Try using .loc[row_indexer,col_indexer] = value instead

See the caveats in the documentation: http://pandas.pydata.org/pandas-docs/stable/indexing.html#indexing-view-versus-copy
  df_subset['NUM_ISSUES'] = 1


(534, 28)

## Dropping more outliers

To see if that improves the model.

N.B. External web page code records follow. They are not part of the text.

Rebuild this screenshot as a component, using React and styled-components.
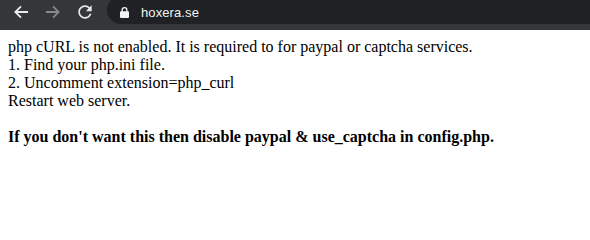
import React from 'react';
import styled, { createGlobalStyle } from 'styled-components';

const GlobalStyle = createGlobalStyle`
  html, body {
    margin: 0;
    padding: 0;
    background: #fff;
  }
`;

const Toolbar = styled.div`
  display: flex;
  align-items: flex-start;
  height: 30px;
  background: #35363a;
  overflow: hidden;
`;

const NavButton = styled.div`
  display: flex;
  align-items: center;
  justify-content: center;
  width: 32px;
  height: 24px;
  margin-left: ${props => (props.first ? '5px' : '0')};

  svg {
    display: block;
  }
`;

const Omnibox = styled.div`
  flex: 1;
  display: flex;
  align-items: center;
  height: 28px;
  margin-top: -4px;
  margin-left: 6px;
  padding: 4px 0 0 13px;
  box-sizing: border-box;
  background: #202124;
  border-radius: 14px 0 0 14px;
`;

const Url = styled.span`
  margin-left: 12px;
  font-family: 'Liberation Sans', Arial, sans-serif;
  font-size: 13px;
  color: #f1f3f4;
  letter-spacing: 0.1px;
`;

const Page = styled.div`
  margin: 8px;
  font-family: 'Liberation Serif', 'Times New Roman', serif;
  font-size: 16px;
  color: #000;
`;

const Line = styled.div`
  line-height: normal;
`;

const Notice = styled.div`
  margin-top: 18px;
  font-weight: bold;
`;

const BackIcon = ({ color }) => (
  <svg width="16" height="16" viewBox="0 0 16 16" fill="none">
    <path d="M15 8H2.5M8 2.3L2.3 8L8 13.7" stroke={color} strokeWidth="1.8" />
  </svg>
);

const ForwardIcon = ({ color }) => (
  <svg width="16" height="16" viewBox="0 0 16 16" fill="none">
    <path d="M1 8h12.5M8 2.3L13.7 8L8 13.7" stroke={color} strokeWidth="1.8" />
  </svg>
);

const ReloadIcon = ({ color }) => (
  <svg width="20" height="20" viewBox="0 0 24 24">
    <path
      fill={color}
      d="M17.65 6.35C16.2 4.9 14.21 4 12 4c-4.42 0-7.99 3.58-7.99 8s3.57 8 7.99 8c3.73 0 6.84-2.55 7.73-6h-2.08c-.82 2.33-3.04 4-5.65 4-3.31 0-6-2.69-6-6s2.69-6 6-6c1.66 0 3.14.69 4.22 1.78L13 11h7V4l-2.35 2.35z"
    />
  </svg>
);

const LockIcon = () => (
  <svg width="9" height="11" viewBox="0 0 9 11">
    <path
      fill="#f1f3f4"
      d="M1.5 4.2V3a3 3 0 0 1 6 0v1.2H8a1 1 0 0 1 1 1V10a1 1 0 0 1-1 1H1a1 1 0 0 1-1-1V5.2a1 1 0 0 1 1-1zM2.8 4.2h3.4V3a1.7 1.7 0 0 0-3.4 0z"
    />
  </svg>
);

export default function App() {
  return (
    <>
      <GlobalStyle />
      <Toolbar>
        <NavButton first>
          <BackIcon color="#e8eaed" />
        </NavButton>
        <NavButton>
          <ForwardIcon color="#87888b" />
        </NavButton>
        <NavButton>
          <ReloadIcon color="#e8eaed" />
        </NavButton>
        <Omnibox>
          <LockIcon />
          <Url>hoxera.se</Url>
        </Omnibox>
      </Toolbar>
      <Page>
        <Line>php cURL is not enabled. It is required to for paypal or captcha services.</Line>
        <Line>1. Find your php.ini file.</Line>
        <Line>2. Uncomment extension=php_curl</Line>
        <Line>Restart web server.</Line>
        <Notice>If you don't want this then disable paypal &amp; use_captcha in config.php.</Notice>
      </Page>
    </>
  );
}
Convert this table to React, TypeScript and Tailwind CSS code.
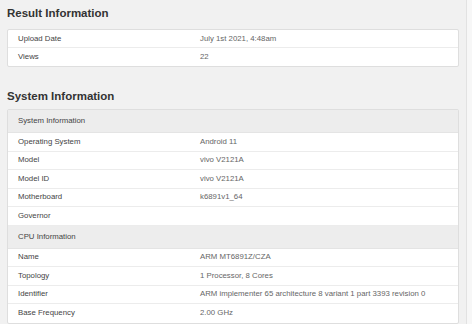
import React from "react";

type Row = { label: string; value?: string; header?: boolean };

const result: Row[] = [
  { label: "Upload Date", value: "July 1st 2021, 4:48am" },
  { label: "Views", value: "22" },
];

const system: Row[] = [
  { label: "System Information", header: true },
  { label: "Operating System", value: "Android 11" },
  { label: "Model", value: "vivo V2121A" },
  { label: "Model ID", value: "vivo V2121A" },
  { label: "Motherboard", value: "k6891v1_64" },
  { label: "Governor", value: "" },
  { label: "CPU Information", header: true },
  { label: "Name", value: "ARM MT6891Z/CZA" },
  { label: "Topology", value: "1 Processor, 8 Cores" },
  { label: "Identifier", value: "ARM implementer 65 architecture 8 variant 1 part 3393 revision 0" },
  { label: "Base Frequency", value: "2.00 GHz" },
];

function Table({ rows, h }: { rows: Row[]; h: string }) {
  return (
    <div className="bg-white border border-[#dedede] rounded-[2px] flex flex-col">
      {rows.map((r, i) =>
        r.header ? (
          <div
            key={i}
            className="h-[23px] bg-[#ededed] border-b border-[#e4e4e4] flex items-center pl-[10px] text-[#444]"
          >
            {r.label}
          </div>
        ) : (
          <div
            key={i}
            className={`${h} flex items-center border-b border-[#ececec] last:border-b-0`}
          >
            <div className="w-[192px] pl-[10px] text-[#444]">{r.label}</div>
            <div className="text-[#666]">{r.value}</div>
          </div>
        )
      )}
    </div>
  );
}

export default function App() {
  return (
    <div
      className="w-[472px] h-[324px] overflow-hidden bg-[#f1f1f1] flex"
      style={{ fontFamily: '"Liberation Sans", Arial, sans-serif' }}
    >
      <div className="flex-1 pl-[7px] pr-[7px] flex flex-col text-[7.8px] leading-none">
        <h2 className="mt-[7px] text-[11.5px] font-bold text-[#333] leading-[13px]">Result Information</h2>
        <div className="mt-[9px]">
          <Table rows={result} h="h-[18px]" />
        </div>
        <h2 className="mt-[23px] text-[11.5px] font-bold text-[#333] leading-[13px]">System Information</h2>
        <div className="mt-[6px]">
          <Table rows={system} h="h-[18.5px]" />
        </div>
      </div>
      <div className="w-[6px] bg-[#f7f7f7] border-l border-[#e2e2e2]" />
    </div>
  );
}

If so, the next question is, when do we stop removing outliers!?!

In [9]:
more_outliers = ['0107021', '0701011', '0806013'] # last one is Dudley

In [10]:
df_transformed = df_transformed[~df_transformed.tract_and_block_group.isin(more_outliers)]
df_transformed.shape

(531, 28)

In [11]:
df_transformed.head(1).T

Unnamed: 0,0
tract_and_block_group,1004002
race_white,0.242399
race_black,0.514358
race_asian,0.035473
race_hispanic,0.0675676
race_other,0.140203
poverty_pop_below_poverty_level,0
earned_income_per_capita,34340
poverty_pop_w_public_assistance,0.0597484
poverty_pop_w_food_stamps,0.138365


## Choosing columns

Income performs better than house value.

In [12]:
cols_orig_dataset = ['NUM_ISSUES_PER_1000_POP']
cols_census = ['race_white',
     'race_black',
     'race_asian',
     'race_hispanic',
     'race_other',
     'poverty_pop_below_poverty_level',
     'school',
     'school_std_dev',
     'housing',
     'housing_std_dev',
     'income',
     'income_std_dev']
cols_census = ['income', 'race_white',
     'race_black',
     'race_asian',
     'race_hispanic',
     'race_other']

In [13]:
df_col_subset = df_transformed[cols_orig_dataset + cols_census]
df_col_subset.shape

(531, 7)

## Dummify

In [14]:
cols_to_dummify = df_col_subset.dtypes[df_col_subset.dtypes == object].index
cols_to_dummify

Index([], dtype='object')

In [15]:
df_dummified, baseline_cols = dummify_cols_and_baselines(df_col_subset, cols_to_dummify)

In [16]:
df_dummified.shape

(531, 7)

In [None]:
# df_dummified = df_dummified.drop('race_other', axis=1)

## Running model

In [17]:
from sklearn.cross_validation import train_test_split
from sklearn.pipeline import make_pipeline
from sklearn.model_selection import GridSearchCV
from sklearn.linear_model import LinearRegression, LassoCV
from sklearn.cross_validation import ShuffleSplit
from sklearn.preprocessing import StandardScaler
from sklearn.metrics import mean_squared_error, r2_score
from sklearn.metrics import make_scorer




In [18]:
X_train, X_test, y_train, y_test = train_test_split(
    df_dummified.drop('NUM_ISSUES_PER_1000_POP', axis=1), 
    df_dummified.NUM_ISSUES_PER_1000_POP, 
    test_size=0.2, 
    random_state=500
)

In [19]:
# pipe = make_pipeline(StandardScaler(), LassoCV())
pipe = make_pipeline(StandardScaler(), LinearRegression())

In [20]:
mse = make_scorer(mean_squared_error, greater_is_better=False)
adjusted_r2_scorer = make_scorer(adjusted_r2, num_features=X_test.shape[1])

In [24]:
params = {'lassocv__alphas': make_alphas(-5, 3)}
params = {'lassocv__alphas': [[0.1], [0.3], [1]]}
params = {}
model = GridSearchCV(pipe, param_grid=params, n_jobs=-1, cv=5, scoring=adjusted_r2_scorer)
model.fit(X_train, y_train);

In [25]:
pd.DataFrame(model.cv_results_).T.iloc[:5]

Unnamed: 0,0
mean_fit_time,0.028716
mean_score_time,0.00154057
mean_test_score,0.105035
mean_train_score,0.20029
params,{}


In [None]:
print model.best_score_
print model.best_params_

In [None]:
model.score(X_test, y_test)

In [None]:
y_pred = model.predict(X_test)

In [None]:
r2_score(y_test, y_pred)

In [None]:
mean_squared_error(y_test, y_pred)**0.5

## Conclusion

Our baseline model's performance has adjusted $R^2=0.13$.